▸ **DESCRIPTION OF THE TASK**:
Give the listing again exactly, omitting its images.
____ SUPPLIED INFORMATION
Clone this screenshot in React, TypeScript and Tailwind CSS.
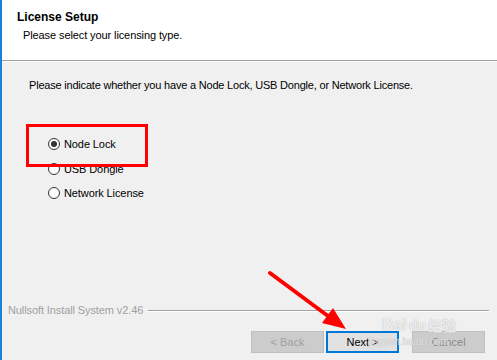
import React from "react";

const font = { fontFamily: '"Liberation Sans", Arial, sans-serif' };

const Radio = ({ label, checked }: { label: string; checked?: boolean }) => (
  <div className="flex h-[24px] items-center gap-[4px]">
    <span className="flex h-[12px] w-[12px] items-center justify-center rounded-full border border-[#333] bg-white">
      {checked && <span className="h-[6px] w-[6px] rounded-full bg-[#333]" />}
    </span>
    <span className="text-[11px] leading-[15px] tracking-[-0.1px] text-black">{label}</span>
  </div>
);

export default function App() {
  return (
    <div style={font} className="relative flex h-[360px] w-[497px] flex-col overflow-hidden border-l-2 border-[#1a82d8] bg-[#f0f0f0]">
      {/* Header */}
      <header className="h-[60px] bg-white pl-[15px] pt-[10px]">
        <h1 className="text-[12px] font-bold leading-[15px] text-black">License Setup</h1>
        <p className="mt-[3px] pl-[6px] text-[11px] leading-[15px] tracking-[-0.1px] text-black">Please select your licensing type.</p>
      </header>
      <div className="h-[2px] border-t border-b border-t-[#a0a0a0] border-b-white" />

      {/* Body */}
      <main className="flex flex-1 flex-col">
        <p className="pl-[27px] pt-[16px] text-[11px] leading-[15px] tracking-[-0.2px] text-black">
          Please indicate whether you have a Node Lock, USB Dongle, or Network License.
        </p>
        <div className="mt-[39px] flex flex-col pl-[46px]">
          <Radio label="Node Lock" checked />
          <div className="h-[1px]" />
          <Radio label="USB Dongle" />
          <Radio label="Network License" />
        </div>

        <div className="mt-auto flex items-center gap-[5px] pl-[6px] pr-[8px]">
          <span className="text-[11px] leading-[15px] tracking-[-0.1px] text-[#a0a0a0]">Nullsoft Install System v2.46</span>
          <div className="h-[2px] flex-1 border-t border-b border-t-[#a0a0a0] border-b-white" />
        </div>
        <div className="mb-[7px] mt-[13px] flex justify-end gap-[2px] pr-[12px]">
          <button className="h-[22px] w-[73px] border border-[#bfbfbf] bg-[#cccccc] text-[11px] text-[#a0a0a0]">&lt; Back</button>
          <button className="mr-[11px] h-[22px] w-[73px] border-2 border-[#0078d7] bg-[#e1e1e1] text-[11px] text-black">Next &gt;</button>
          <button className="h-[22px] w-[73px] border border-[#bfbfbf] bg-[#cccccc] text-[11px] text-[#8a8a8a]">Cancel</button>
        </div>
      </main>

      {/* Annotation: red box */}
      <div className="absolute left-[24px] top-[124px] h-[43px] w-[122px] border-[3px] border-[#ff0000]" />

      {/* Watermark */}
      <div className="pointer-events-none absolute left-[380px] top-[317px] flex items-center gap-[2px] text-white/80 [text-shadow:0_0_1px_#9a9a9a]">
        <span className="text-[16px] font-bold leading-[16px]">Bai</span>
        <span className="text-[14px] font-bold leading-[16px]">du</span>
        <span className="text-[14px] font-bold leading-[16px]" style={{ fontFamily: '"Noto Sans CJK SC", sans-serif' }}>经验</span>
      </div>
      <div className="pointer-events-none absolute left-[366px] top-[336px] text-[10px] leading-[12px] text-white/60 [text-shadow:0_0_1px_#a8a8a8]">
        jingyan.baidu.com
      </div>

      {/* Annotation: red arrow */}
      <svg className="pointer-events-none absolute left-0 top-0" width="497" height="360" viewBox="0 0 497 360">
        <line x1="268" y1="273" x2="330" y2="319" stroke="#ff0000" strokeWidth="4" strokeLinecap="round" />
        <polygon points="344,329 320,323 331,308" fill="#ff0000" />
      </svg>
    </div>
  );
}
________
▸ **SOLUTION TO THE EXERCISE**:
Clone this screenshot in React, TypeScript and Tailwind CSS.
import React from "react";

const font = { fontFamily: '"Liberation Sans", Arial, sans-serif' };

const Radio = ({ label, checked }: { label: string; checked?: boolean }) => (
  <div className="flex h-[24px] items-center gap-[4px]">
    <span className="flex h-[12px] w-[12px] items-center justify-center rounded-full border border-[#333] bg-white">
      {checked && <span className="h-[6px] w-[6px] rounded-full bg-[#333]" />}
    </span>
    <span className="text-[11px] leading-[15px] tracking-[-0.1px] text-black">{label}</span>
  </div>
);

export default function App() {
  return (
    <div style={font} className="relative flex h-[360px] w-[497px] flex-col overflow-hidden border-l-2 border-[#1a82d8] bg-[#f0f0f0]">
      {/* Header */}
      <header className="h-[60px] bg-white pl-[15px] pt-[10px]">
        <h1 className="text-[12px] font-bold leading-[15px] text-black">License Setup</h1>
        <p className="mt-[3px] pl-[6px] text-[11px] leading-[15px] tracking-[-0.1px] text-black">Please select your licensing type.</p>
      </header>
      <div className="h-[2px] border-t border-b border-t-[#a0a0a0] border-b-white" />

      {/* Body */}
      <main className="flex flex-1 flex-col">
        <p className="pl-[27px] pt-[16px] text-[11px] leading-[15px] tracking-[-0.2px] text-black">
          Please indicate whether you have a Node Lock, USB Dongle, or Network License.
        </p>
        <div className="mt-[39px] flex flex-col pl-[46px]">
          <Radio label="Node Lock" checked />
          <div className="h-[1px]" />
          <Radio label="USB Dongle" />
          <Radio label="Network License" />
        </div>

        <div className="mt-auto flex items-center gap-[5px] pl-[6px] pr-[8px]">
          <span className="text-[11px] leading-[15px] tracking-[-0.1px] text-[#a0a0a0]">Nullsoft Install System v2.46</span>
          <div className="h-[2px] flex-1 border-t border-b border-t-[#a0a0a0] border-b-white" />
        </div>
        <div className="mb-[7px] mt-[13px] flex justify-end gap-[2px] pr-[12px]">
          <button className="h-[22px] w-[73px] border border-[#bfbfbf] bg-[#cccccc] text-[11px] text-[#a0a0a0]">&lt; Back</button>
          <button className="mr-[11px] h-[22px] w-[73px] border-2 border-[#0078d7] bg-[#e1e1e1] text-[11px] text-black">Next &gt;</button>
          <button className="h-[22px] w-[73px] border border-[#bfbfbf] bg-[#cccccc] text-[11px] text-[#8a8a8a]">Cancel</button>
        </div>
      </main>

      {/* Annotation: red box */}
      <div className="absolute left-[24px] top-[124px] h-[43px] w-[122px] border-[3px] border-[#ff0000]" />

      {/* Watermark */}
      <div className="pointer-events-none absolute left-[380px] top-[317px] flex items-center gap-[2px] text-white/80 [text-shadow:0_0_1px_#9a9a9a]">
        <span className="text-[16px] font-bold leading-[16px]">Bai</span>
        <span className="text-[14px] font-bold leading-[16px]">du</span>
        <span className="text-[14px] font-bold leading-[16px]" style={{ fontFamily: '"Noto Sans CJK SC", sans-serif' }}>经验</span>
      </div>
      <div className="pointer-events-none absolute left-[366px] top-[336px] text-[10px] leading-[12px] text-white/60 [text-shadow:0_0_1px_#a8a8a8]">
        jingyan.baidu.com
      </div>

      {/* Annotation: red arrow */}
      <svg className="pointer-events-none absolute left-0 top-0" width="497" height="360" viewBox="0 0 497 360">
        <line x1="268" y1="273" x2="330" y2="319" stroke="#ff0000" strokeWidth="4" strokeLinecap="round" />
        <polygon points="344,329 320,323 331,308" fill="#ff0000" />
      </svg>
    </div>
  );
}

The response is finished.